Friday, June 19, 2015

The one with the guy from that thing

I know, I know, I go like ten weeks* without blogging, then I post two days in a row, and it's all related to one late night multiplex excursion. So it goes.

(* = may be a slight exaggeration)

Anyway, if there's one thing you need to know about my relationship with Going To The Movies, as a socio-cultural thing, it's that I have a borderline obsessive need to get to the theater early. I like to have plenty of time to get tickets and snacks, I like to have plenty of time to pick out a good seat (ideally somewhere smack in the middle of the first of the stadium rows) and I like to watch the pre-show. I've mentioned before how much I appreciate the care and effort that goes into the Alamo's pre-show, but even The Twenty and First Look are enjoyable for their cheesy excesses. And I especially enjoy the previews. If you've ever wondered who the target audience was for those syndicated shows of nothing but movie trailers that used to (maybe still do?) air on weekend afternoons, like Coming Attractions, it was me.

So there we were on Wednesday night, watching the previews, and the vast majority of them were for movies I was already at least aware of. At least a couple I had already seen - Fantastic Four and Ant-Man - the last time I was at the theater, for Avengers: Age of Ultron. Another couple were for sequels and/or reboots - Sinister 2 and the new Vacation with Ed Helms as the adult Rusty - which means even if I hadn't heard anything specific about them their existence didn't impact me as news per se (Hollywood be recyclin'). But one stood out in particular because of the potent combination of being neither a sequel nor a reboot, being the first I had ever heard of the project in question, and also being so crazypants that it felt like something I might dream up while heavily narcotized and hanging out in my dork cave. This would be a joint apparently entitled The Last Witch Hunter.

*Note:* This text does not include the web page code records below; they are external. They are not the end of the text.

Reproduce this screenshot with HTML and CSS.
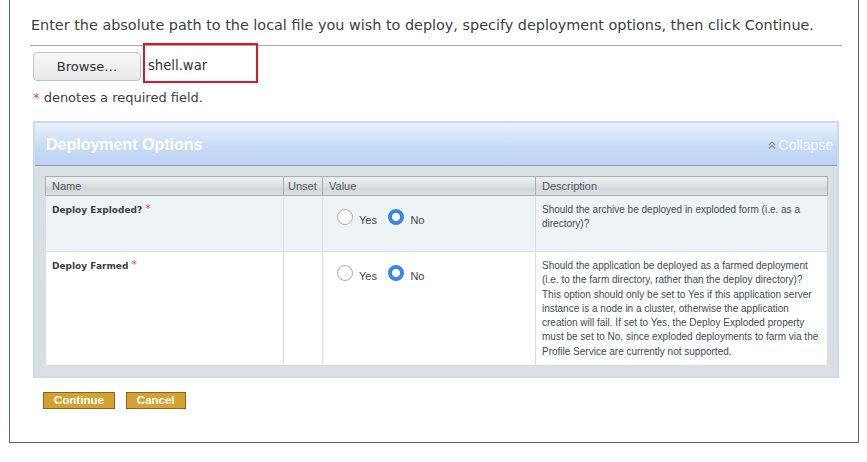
FILE: index.html
```html
<!DOCTYPE html>
<html>
<head>
<meta charset="utf-8">
<link rel="stylesheet" href="styles.css">
</head>
<body>
<div class="page">
  <div class="intro">Enter the absolute path to the local file you wish to deploy, specify deployment options, then click Continue.</div>
  <div class="file-row">
    <button class="browse">Browse…</button>
    <div class="file-name">shell.war</div>
  </div>
  <div class="req"><span class="star">*</span> denotes a required field.</div>

  <div class="panel">
    <div class="panel-head">
      <span class="panel-title">Deployment Options</span>
      <span class="collapse"><svg class="collapse-icon" width="8" height="8" viewBox="0 0 8 8"><polyline points="1,4 4,1 7,4" fill="none" stroke="#7f8d9b" stroke-width="1.2"/><polyline points="1,7.5 4,4.5 7,7.5" fill="none" stroke="#7f8d9b" stroke-width="1.2"/></svg>Collapse</span>
    </div>
    <div class="panel-body">
      <table class="opts">
        <thead>
          <tr>
            <th class="c-name">Name</th>
            <th class="c-unset">Unset</th>
            <th class="c-value">Value</th>
            <th class="c-desc">Description</th>
          </tr>
        </thead>
        <tbody>
          <tr class="row-alt row-short">
            <td class="name">Deploy Exploded? <span class="star">*</span></td>
            <td></td>
            <td class="value">
              <label class="opt"><input type="radio" name="exploded"><span>Yes</span></label>
              <label class="opt"><input type="radio" name="exploded" checked><span>No</span></label>
            </td>
            <td class="desc">Should the archive be deployed in exploded form (i.e. as a directory)?</td>
          </tr>
          <tr>
            <td class="name">Deploy Farmed <span class="star">*</span></td>
            <td></td>
            <td class="value">
              <label class="opt"><input type="radio" name="farmed"><span>Yes</span></label>
              <label class="opt"><input type="radio" name="farmed" checked><span>No</span></label>
            </td>
            <td class="desc">Should the application be deployed as a farmed deployment (i.e. to the farm directory, rather than the deploy directory)? This option should only be set to Yes if this application server instance is a node in a cluster, otherwise the application creation will fail. If set to Yes, the Deploy Exploded property must be set to No, since exploded deployments to farm via the Profile Service are currently not supported.</td>
          </tr>
        </tbody>
      </table>
    </div>
  </div>

  <div class="actions">
    <button class="btn">Continue</button>
    <button class="btn">Cancel</button>
  </div>
</div>
</body>
</html>
```

FILE: styles.css
```css
html, body {
  margin: 0;
  padding: 0;
  background: #ffffff;
}

body {
  font-family: "DejaVu Sans", sans-serif;
  color: #3a3f44;
}

.page {
  margin-left: 9px;
  width: 850px;
  box-sizing: border-box;
  border: 1px solid #5d666a;
  border-top: none;
  padding: 15px 16px 33px 20px;
}

.intro {
  font-size: 14.4px;
  line-height: 20px;
  padding-left: 1px;
  padding-bottom: 10px;
  border-bottom: 1px solid #a3abb2;
  color: #3b4045;
}

.file-row {
  display: flex;
  align-items: flex-start;
  margin-top: -3px;
}

.browse {
  margin: 9px 0 0 3px;
  width: 108px;
  height: 29px;
  box-sizing: border-box;
  border: 1px solid #c4c4c4;
  border-radius: 4px;
  background: linear-gradient(#f8f8f8, #e8e8e8);
  font-family: "DejaVu Sans", sans-serif;
  font-size: 13px;
  color: #2f3336;
  padding: 0;
}

.file-name {
  margin-left: 2px;
  width: 115px;
  height: 40px;
  box-sizing: border-box;
  border: 2px solid #e4151f;
  padding: 11px 0 0 3px;
  font-size: 13.2px;
  line-height: 20px;
  color: #2f3336;
}

.req {
  margin: 6px 0 0 3px;
  font-size: 13px;
  line-height: 18px;
  color: #3a3f44;
}

.star {
  color: #e0465a;
}

.panel {
  margin: 14px 3px 0 3px;
  border: 2px solid #c8dbf3;
}

.panel-head {
  height: 42px;
  border-bottom: 1px solid #8e9dab;
  background: linear-gradient(#e9f1fd, #c8dbf6 55%, #bcd3f4);
  display: flex;
  align-items: center;
  justify-content: space-between;
  padding: 0 4px 0 11px;
  font-family: "Liberation Sans", Arial, sans-serif;
}

.panel-title {
  font-size: 16px;
  font-weight: bold;
  color: #ffffff;
  padding-top: 2px;
}

.collapse {
  font-size: 14px;
  color: #f3f7fd;
  display: flex;
  align-items: center;
  padding-top: 2px;
}

.collapse-icon {
  margin-right: 3px;
}

.panel-body {
  background: #d9dfe3;
  padding: 10px 9px 10px 10px;
}

.opts {
  width: 100%;
  border-collapse: collapse;
  font-family: "Liberation Sans", Arial, sans-serif;
  background: #ffffff;
}

.opts th {
  height: 19px;
  padding: 0 0 0 6px;
  box-sizing: border-box;
  text-align: left;
  font-weight: normal;
  font-size: 11px;
  color: #4e5862;
  background: linear-gradient(#eef0f1, #d2d7da 65%, #dfe3e5);
  border: 1px solid #a9b1b7;
}

.c-name { width: 238px; }
.c-unset { width: 39px; padding-left: 4px !important; }
.c-value { width: 213px; }

.opts td {
  border: 1px solid #d8dee3;
  vertical-align: top;
  padding: 0;
}

.row-alt td {
  background: #eef3f6;
}

.row-short {
  height: 56px;
}

.name {
  font-family: "DejaVu Sans", sans-serif;
  font-weight: bold;
  font-size: 9px;
  line-height: 13px;
  color: #3b4046;
  padding: 8px 0 0 6px !important;
}

.name .star {
  font-weight: normal;
  font-size: 11px;
  line-height: 0;
  vertical-align: 1px;
}

.value {
  padding: 13px 0 0 14px !important;
  white-space: nowrap;
}

.opt {
  display: inline-flex;
  align-items: flex-end;
  margin-right: 7px;
}

.opt input {
  appearance: none;
  -webkit-appearance: none;
  margin: 0 6px 2px 0;
  width: 16px;
  height: 16px;
  box-sizing: border-box;
  border: 1px solid #b3b0ad;
  border-radius: 50%;
  background: #ffffff;
}

.opt input:checked {
  border: 4.5px solid #3b85e4;
}

.opt span {
  font-size: 11px;
  line-height: 13px;
  color: #3f454b;
}

.desc {
  font-size: 10px;
  line-height: 14.3px;
  color: #444a50;
  padding: 7px 6px 6px 6px !important;
}

.actions {
  display: flex;
  gap: 11px;
  margin: 14px 0 0 13px;
}

.btn {
  height: 17px;
  box-sizing: border-box;
  padding: 0 10px;
  border: 1px solid #8a6512;
  background: #d4a133;
  color: #ffffff;
  font-family: "Liberation Sans", Arial, sans-serif;
  font-weight: bold;
  font-size: 11.5px;
  line-height: 15px;
}
```
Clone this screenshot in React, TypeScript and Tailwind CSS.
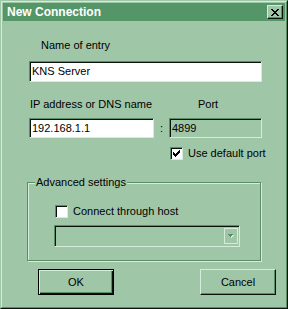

Assuming that, like most modern trailers, this one effectively outlined the premise if not most of the plot, The Last Witch Hunter takes place in a world where witches are real, and evil, and one of the functions of the Catholic church has always been to fight them, functions which have coalesced in various super-secret orders. Witches went underground, everyone assumed they had been wiped out and the old orders faded, but of course the witches were only biding their time and are now going to unleash Armageddon (or something like that) and so one Loner With a Troubled Past Who Remembers the Old Ways must reclaim his legacy and save the world. So that's some ambitiously insane genre material right there. And the cast is stacked with ringers, too. Leslie Rose (World's Strongest Woman Ygritte) is in it, as is Michael Caine as an old priest and Elijah Wood as a young priest. Also for some reason former WWE European Champion Kurt Angle is in the mix, which in and of itself amuses me beyond reason. But the hero character, whose name is Kaulder (someday I may have to do a post about the mostly comics-driven heyday of giving every character kewl names with K's for C's and Z's for S's and Y's for I's) and who apparently gets to swing a flaming sword around, is portrayed by ...

VIN DIESEL, ladies and gentlemen.

And that's what really made an impression on me. Vin is having quite a moment, isn't he? I really thought he burned bright but faded fast back in the very early 00's. Usually there's no coming back from a forgettable misfire like The Pacifier. But now it's like hey, America fell in love with the Guardians of the Galaxy and he was the voice of Groot, and then Fast and Furious 7 came out and suddenly everyone was writing these seemingly straight-faced appraisals of the entire franchise and how it's basically a beloved modern cinematic treasure (I've never seen a single Fast and Furious movie, which is more not my thing/not enough hours in the day than outright snobbery, so I'm simultaneously having trouble wrapping my head around it all and seriously considering binge-watching all seven movies) and ... well, and now here we are, where apparently studios evaluate a crusaders-versus-witches original story (not based on a comic book or YA novel or video game or anything!) and try to figure out if they can sell it to the masses, possibly even turn it into a franchise, and the conclusion they come to is "Yes ... if we can get VIN DIESEL!" I'm actually pretty glad that trying to figure that stuff out is not my job, and I just get to sit back and enjoy the results, one way or the other.